Given information

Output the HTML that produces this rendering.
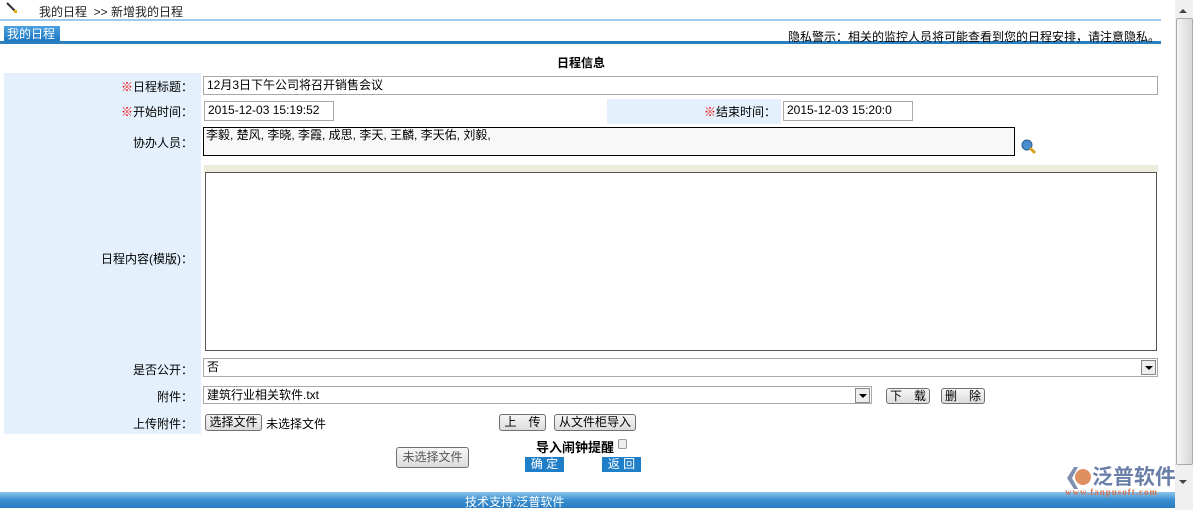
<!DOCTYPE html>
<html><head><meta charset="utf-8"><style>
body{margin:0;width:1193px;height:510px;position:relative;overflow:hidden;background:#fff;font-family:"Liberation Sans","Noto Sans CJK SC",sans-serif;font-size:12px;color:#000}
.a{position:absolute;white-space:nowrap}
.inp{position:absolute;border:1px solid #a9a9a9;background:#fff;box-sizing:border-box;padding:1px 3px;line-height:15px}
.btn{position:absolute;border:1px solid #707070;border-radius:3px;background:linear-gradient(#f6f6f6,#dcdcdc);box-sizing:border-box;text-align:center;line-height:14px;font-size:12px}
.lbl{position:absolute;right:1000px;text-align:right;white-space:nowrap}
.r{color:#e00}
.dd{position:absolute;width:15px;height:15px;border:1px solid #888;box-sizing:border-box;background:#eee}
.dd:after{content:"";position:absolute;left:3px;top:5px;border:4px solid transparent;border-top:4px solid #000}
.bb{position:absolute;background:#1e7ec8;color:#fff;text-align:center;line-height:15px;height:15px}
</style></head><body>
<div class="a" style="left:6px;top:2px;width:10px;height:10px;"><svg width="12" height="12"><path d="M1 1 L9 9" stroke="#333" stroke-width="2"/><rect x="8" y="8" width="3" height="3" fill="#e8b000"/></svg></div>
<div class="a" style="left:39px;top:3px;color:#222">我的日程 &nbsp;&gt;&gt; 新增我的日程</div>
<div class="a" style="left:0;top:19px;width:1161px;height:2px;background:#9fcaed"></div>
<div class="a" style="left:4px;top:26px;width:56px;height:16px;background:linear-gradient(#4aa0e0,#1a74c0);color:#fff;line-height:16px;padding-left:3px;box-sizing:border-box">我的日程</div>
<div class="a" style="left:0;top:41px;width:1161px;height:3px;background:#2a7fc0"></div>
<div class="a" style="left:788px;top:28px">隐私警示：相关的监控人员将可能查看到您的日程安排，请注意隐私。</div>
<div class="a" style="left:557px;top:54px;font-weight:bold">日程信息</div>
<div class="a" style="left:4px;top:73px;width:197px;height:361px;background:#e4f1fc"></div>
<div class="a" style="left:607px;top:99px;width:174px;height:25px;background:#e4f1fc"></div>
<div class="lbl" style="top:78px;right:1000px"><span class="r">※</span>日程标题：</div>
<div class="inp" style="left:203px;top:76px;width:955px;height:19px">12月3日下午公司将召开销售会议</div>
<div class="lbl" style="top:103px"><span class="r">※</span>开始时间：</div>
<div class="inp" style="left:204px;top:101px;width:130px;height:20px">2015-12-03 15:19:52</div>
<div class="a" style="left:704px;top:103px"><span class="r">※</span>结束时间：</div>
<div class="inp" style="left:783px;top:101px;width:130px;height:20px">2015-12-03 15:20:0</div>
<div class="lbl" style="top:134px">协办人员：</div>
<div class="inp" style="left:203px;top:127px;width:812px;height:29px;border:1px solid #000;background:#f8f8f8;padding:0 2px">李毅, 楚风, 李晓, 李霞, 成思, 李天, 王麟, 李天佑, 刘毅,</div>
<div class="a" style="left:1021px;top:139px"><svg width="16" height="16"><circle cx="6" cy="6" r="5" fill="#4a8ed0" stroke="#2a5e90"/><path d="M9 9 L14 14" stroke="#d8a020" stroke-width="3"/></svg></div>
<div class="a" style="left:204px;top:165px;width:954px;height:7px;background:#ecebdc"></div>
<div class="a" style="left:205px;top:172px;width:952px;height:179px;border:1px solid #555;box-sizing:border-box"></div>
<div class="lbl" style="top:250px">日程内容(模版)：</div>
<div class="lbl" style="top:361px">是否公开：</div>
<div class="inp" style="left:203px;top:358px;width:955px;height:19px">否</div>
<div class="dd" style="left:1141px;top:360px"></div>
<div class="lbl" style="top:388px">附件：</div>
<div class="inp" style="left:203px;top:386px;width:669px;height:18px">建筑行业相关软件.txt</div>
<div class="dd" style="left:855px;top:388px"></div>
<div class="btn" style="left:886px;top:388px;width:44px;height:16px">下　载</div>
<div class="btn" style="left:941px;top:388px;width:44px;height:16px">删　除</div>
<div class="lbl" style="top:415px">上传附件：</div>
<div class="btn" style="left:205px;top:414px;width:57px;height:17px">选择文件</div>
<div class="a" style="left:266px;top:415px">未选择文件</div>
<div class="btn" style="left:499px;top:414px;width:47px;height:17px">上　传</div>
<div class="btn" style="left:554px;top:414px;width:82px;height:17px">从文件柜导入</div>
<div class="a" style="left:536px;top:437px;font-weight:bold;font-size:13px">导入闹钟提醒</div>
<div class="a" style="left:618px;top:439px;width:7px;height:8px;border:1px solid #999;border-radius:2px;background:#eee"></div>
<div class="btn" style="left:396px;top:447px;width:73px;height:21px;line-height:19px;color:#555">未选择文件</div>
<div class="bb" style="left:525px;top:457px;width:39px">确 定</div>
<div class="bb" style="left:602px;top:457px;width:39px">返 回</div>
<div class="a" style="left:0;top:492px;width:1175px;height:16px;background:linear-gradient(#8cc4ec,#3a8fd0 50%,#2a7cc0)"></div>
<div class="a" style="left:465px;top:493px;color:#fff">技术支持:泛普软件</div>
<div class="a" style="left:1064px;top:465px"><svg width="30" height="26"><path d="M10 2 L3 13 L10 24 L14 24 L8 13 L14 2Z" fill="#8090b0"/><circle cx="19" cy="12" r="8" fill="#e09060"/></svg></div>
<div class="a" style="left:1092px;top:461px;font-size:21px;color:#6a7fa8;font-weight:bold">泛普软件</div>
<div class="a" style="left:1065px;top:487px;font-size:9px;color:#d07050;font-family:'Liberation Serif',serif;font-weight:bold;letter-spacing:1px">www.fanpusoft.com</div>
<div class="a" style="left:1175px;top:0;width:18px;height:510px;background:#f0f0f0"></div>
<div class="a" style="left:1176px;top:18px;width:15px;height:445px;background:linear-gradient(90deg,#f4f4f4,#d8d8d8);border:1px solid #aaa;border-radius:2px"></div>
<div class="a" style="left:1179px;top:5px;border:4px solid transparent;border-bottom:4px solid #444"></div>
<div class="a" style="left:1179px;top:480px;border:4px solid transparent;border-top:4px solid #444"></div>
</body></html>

Written request
Without including any picture, repeat the data exactly.

Output of the task
Output the HTML that produces this rendering.
<!DOCTYPE html>
<html><head><meta charset="utf-8"><style>
body{margin:0;width:1193px;height:510px;position:relative;overflow:hidden;background:#fff;font-family:"Liberation Sans","Noto Sans CJK SC",sans-serif;font-size:12px;color:#000}
.a{position:absolute;white-space:nowrap}
.inp{position:absolute;border:1px solid #a9a9a9;background:#fff;box-sizing:border-box;padding:1px 3px;line-height:15px}
.btn{position:absolute;border:1px solid #707070;border-radius:3px;background:linear-gradient(#f6f6f6,#dcdcdc);box-sizing:border-box;text-align:center;line-height:14px;font-size:12px}
.lbl{position:absolute;right:1000px;text-align:right;white-space:nowrap}
.r{color:#e00}
.dd{position:absolute;width:15px;height:15px;border:1px solid #888;box-sizing:border-box;background:#eee}
.dd:after{content:"";position:absolute;left:3px;top:5px;border:4px solid transparent;border-top:4px solid #000}
.bb{position:absolute;background:#1e7ec8;color:#fff;text-align:center;line-height:15px;height:15px}
</style></head><body>
<div class="a" style="left:6px;top:2px;width:10px;height:10px;"><svg width="12" height="12"><path d="M1 1 L9 9" stroke="#333" stroke-width="2"/><rect x="8" y="8" width="3" height="3" fill="#e8b000"/></svg></div>
<div class="a" style="left:39px;top:3px;color:#222">我的日程 &nbsp;&gt;&gt; 新增我的日程</div>
<div class="a" style="left:0;top:19px;width:1161px;height:2px;background:#9fcaed"></div>
<div class="a" style="left:4px;top:26px;width:56px;height:16px;background:linear-gradient(#4aa0e0,#1a74c0);color:#fff;line-height:16px;padding-left:3px;box-sizing:border-box">我的日程</div>
<div class="a" style="left:0;top:41px;width:1161px;height:3px;background:#2a7fc0"></div>
<div class="a" style="left:788px;top:28px">隐私警示：相关的监控人员将可能查看到您的日程安排，请注意隐私。</div>
<div class="a" style="left:557px;top:54px;font-weight:bold">日程信息</div>
<div class="a" style="left:4px;top:73px;width:197px;height:361px;background:#e4f1fc"></div>
<div class="a" style="left:607px;top:99px;width:174px;height:25px;background:#e4f1fc"></div>
<div class="lbl" style="top:78px;right:1000px"><span class="r">※</span>日程标题：</div>
<div class="inp" style="left:203px;top:76px;width:955px;height:19px">12月3日下午公司将召开销售会议</div>
<div class="lbl" style="top:103px"><span class="r">※</span>开始时间：</div>
<div class="inp" style="left:204px;top:101px;width:130px;height:20px">2015-12-03 15:19:52</div>
<div class="a" style="left:704px;top:103px"><span class="r">※</span>结束时间：</div>
<div class="inp" style="left:783px;top:101px;width:130px;height:20px">2015-12-03 15:20:0</div>
<div class="lbl" style="top:134px">协办人员：</div>
<div class="inp" style="left:203px;top:127px;width:812px;height:29px;border:1px solid #000;background:#f8f8f8;padding:0 2px">李毅, 楚风, 李晓, 李霞, 成思, 李天, 王麟, 李天佑, 刘毅,</div>
<div class="a" style="left:1021px;top:139px"><svg width="16" height="16"><circle cx="6" cy="6" r="5" fill="#4a8ed0" stroke="#2a5e90"/><path d="M9 9 L14 14" stroke="#d8a020" stroke-width="3"/></svg></div>
<div class="a" style="left:204px;top:165px;width:954px;height:7px;background:#ecebdc"></div>
<div class="a" style="left:205px;top:172px;width:952px;height:179px;border:1px solid #555;box-sizing:border-box"></div>
<div class="lbl" style="top:250px">日程内容(模版)：</div>
<div class="lbl" style="top:361px">是否公开：</div>
<div class="inp" style="left:203px;top:358px;width:955px;height:19px">否</div>
<div class="dd" style="left:1141px;top:360px"></div>
<div class="lbl" style="top:388px">附件：</div>
<div class="inp" style="left:203px;top:386px;width:669px;height:18px">建筑行业相关软件.txt</div>
<div class="dd" style="left:855px;top:388px"></div>
<div class="btn" style="left:886px;top:388px;width:44px;height:16px">下　载</div>
<div class="btn" style="left:941px;top:388px;width:44px;height:16px">删　除</div>
<div class="lbl" style="top:415px">上传附件：</div>
<div class="btn" style="left:205px;top:414px;width:57px;height:17px">选择文件</div>
<div class="a" style="left:266px;top:415px">未选择文件</div>
<div class="btn" style="left:499px;top:414px;width:47px;height:17px">上　传</div>
<div class="btn" style="left:554px;top:414px;width:82px;height:17px">从文件柜导入</div>
<div class="a" style="left:536px;top:437px;font-weight:bold;font-size:13px">导入闹钟提醒</div>
<div class="a" style="left:618px;top:439px;width:7px;height:8px;border:1px solid #999;border-radius:2px;background:#eee"></div>
<div class="btn" style="left:396px;top:447px;width:73px;height:21px;line-height:19px;color:#555">未选择文件</div>
<div class="bb" style="left:525px;top:457px;width:39px">确 定</div>
<div class="bb" style="left:602px;top:457px;width:39px">返 回</div>
<div class="a" style="left:0;top:492px;width:1175px;height:16px;background:linear-gradient(#8cc4ec,#3a8fd0 50%,#2a7cc0)"></div>
<div class="a" style="left:465px;top:493px;color:#fff">技术支持:泛普软件</div>
<div class="a" style="left:1064px;top:465px"><svg width="30" height="26"><path d="M10 2 L3 13 L10 24 L14 24 L8 13 L14 2Z" fill="#8090b0"/><circle cx="19" cy="12" r="8" fill="#e09060"/></svg></div>
<div class="a" style="left:1092px;top:461px;font-size:21px;color:#6a7fa8;font-weight:bold">泛普软件</div>
<div class="a" style="left:1065px;top:487px;font-size:9px;color:#d07050;font-family:'Liberation Serif',serif;font-weight:bold;letter-spacing:1px">www.fanpusoft.com</div>
<div class="a" style="left:1175px;top:0;width:18px;height:510px;background:#f0f0f0"></div>
<div class="a" style="left:1176px;top:18px;width:15px;height:445px;background:linear-gradient(90deg,#f4f4f4,#d8d8d8);border:1px solid #aaa;border-radius:2px"></div>
<div class="a" style="left:1179px;top:5px;border:4px solid transparent;border-bottom:4px solid #444"></div>
<div class="a" style="left:1179px;top:480px;border:4px solid transparent;border-top:4px solid #444"></div>
</body></html>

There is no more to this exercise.